After exports from Kuwait's Al-Zour mega refinery flooded the Asian LSFO market, disrupting some traditional flows from European markets, Singapore -- the world's largest bunkering hub -- has seen incremental LSSR supplies from Nigeria's new Dangote refinery. More recently, shipments of Meleck crude from Niger have arrived, but sources said the West African heavy sweet crude is unlikely to be a significant dampener for the market going forward.
"We are expecting higher supplies to weigh on the LSFO market amid lackluster demand growth ... With the threat of tariffs, status quo of the Red Sea disruption, adoption of scrubbers and use of alternative fuels, LSFO demand growth will be pressured," Kendrick Wee, research and analysis director at Commodity Insights, said.
"More supplies are likely coming out of Kuwait into the market, although most of the increases would have already been seen in 2024. These may not directly come to Asia, but they will still indirectly help ease the LSFO balance. Additionally, we are expecting the resumption of heavy sweet crude exports from South Sudan to add more supplies," Wee added.
The LSFO cash differential for physical cargoes against the Mean of Platts Singapore strip has averaged $5.96/mt so far in 2024 through Dec. 20, compared with $10.37/mt in 2023 and $26.08/mt in 2022, Commodity Insights data showed.
In the Singapore downstream market, traders also anticipate that ongoing price competition from alternative bunker supply locations, such as Malaysia and China's Zhoushan hub, could create additional headwinds for the demand outlook in 2025.
The proportion of high sulfur fuel oil bunker sales has been consistently increasing in 2024, while low sulfur marine fuel sales dwindled, as newer scrubber-fitted ships coming out of shipyards joined the global commercial fleet and drove consumption of the dirtier fuel grade.
"I think that story will continue. I think we will still have a slightly marginal increase of HSFO bunker sales ... Overall, we think high sulfur will continue to nibble away at the low sulfur percentage of usage," a trader said.
"There are still some ships coming out in 2025 that will allow a little bit of growth on the high sulfur side relative to low sulfur.
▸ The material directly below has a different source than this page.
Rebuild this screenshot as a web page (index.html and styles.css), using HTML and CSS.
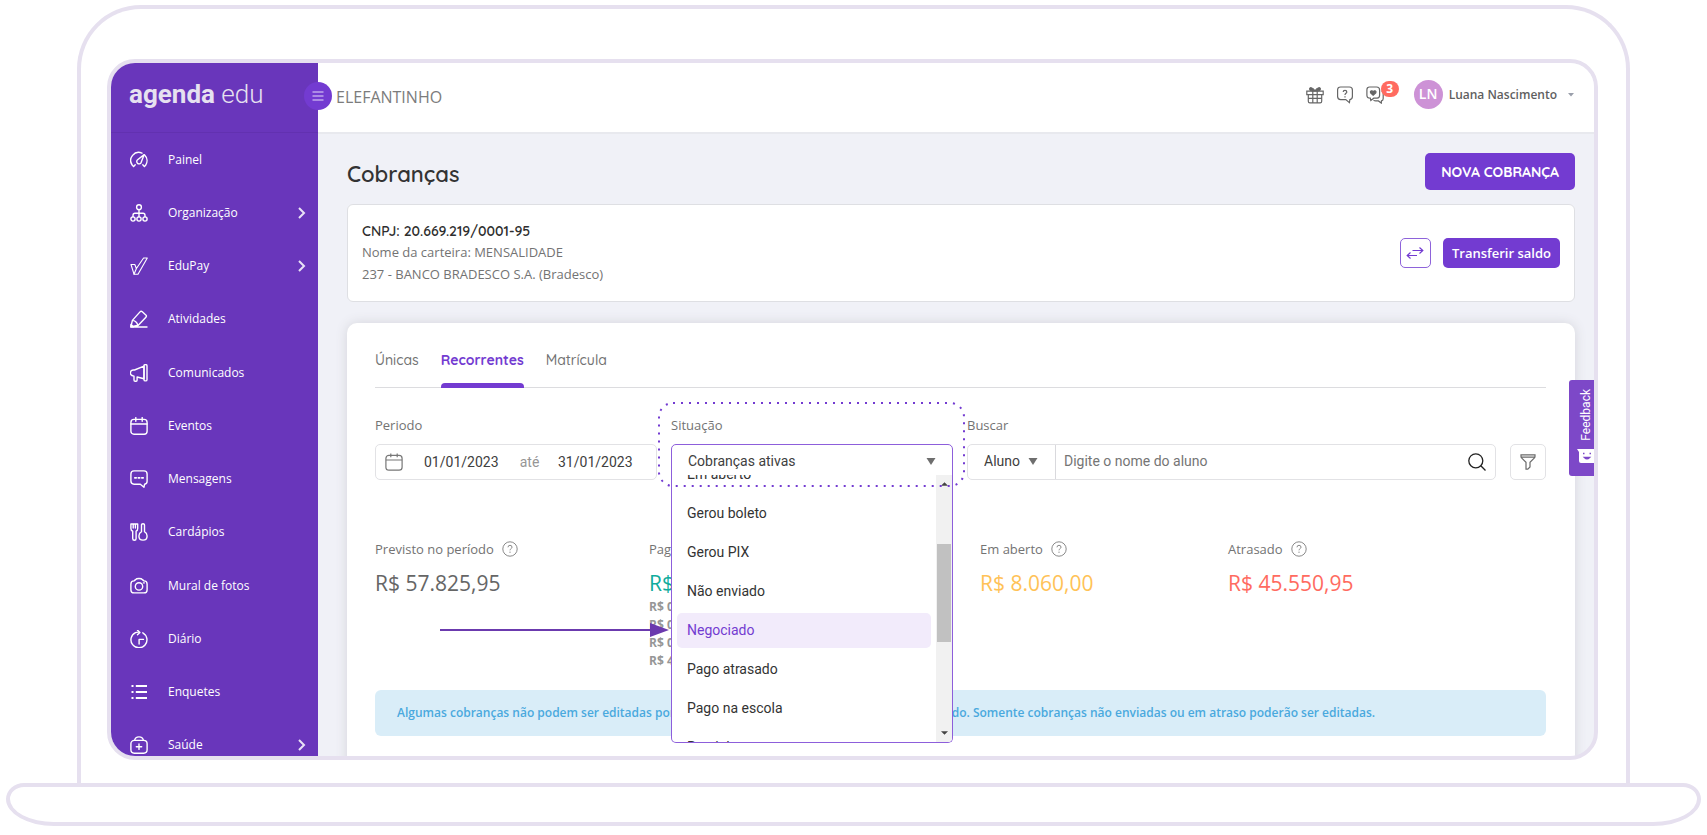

But we don't think it is an economic proposition at this point to put on new scrubbers," the trader added.
Although the percentage of HSFO bunker sales continues to increase relative to LSFO, several market sources said this trend is starting to stagnate.
Over January-November, HSFO accounted for an average of 36.6% of monthly bunker sales, up from the 32.2% average in 2023, according to the latest data from the Maritime and Port Authority of Singapore. Meanwhile, the proportion of LSFO in total sales fell to an average of 55.5% from 60.3% over the same period.
"It is plateauing ... Sure, more scrubber-fitted ships will join the fleet in 2025, but the acceleration in uptake is slowing ... In 2025, some 200-300 scrubber ships will join the global fleet, which is about half the number in 2024," Roslan Khasawneh, senior oil analyst at Kpler, said.
"IMO 2020 obviously prompted demand for scrubbers, but at the same time, the world was in lockdown at the start of the decade, forcing many shipyards to delay installations into the past couple of years."
"On top of that, the focus is now on decarbonization, and demand for 'cleaner' alternative fuels is on the rise, chipping away at the demand growth potential of conventional fuels," Khasawneh added.
The Platts-assessed spread between Singapore 0.5%S marine fuel oil and the benchmark HSFO cargo prices -- known as the Hi-5 spread -- was at $87.99/mt on Dec. 20, Commodity Insights data showed. The spread has averaged $126.78/mt so far in 2024, compared with an average of $147.48/mt in 2023, the data showed.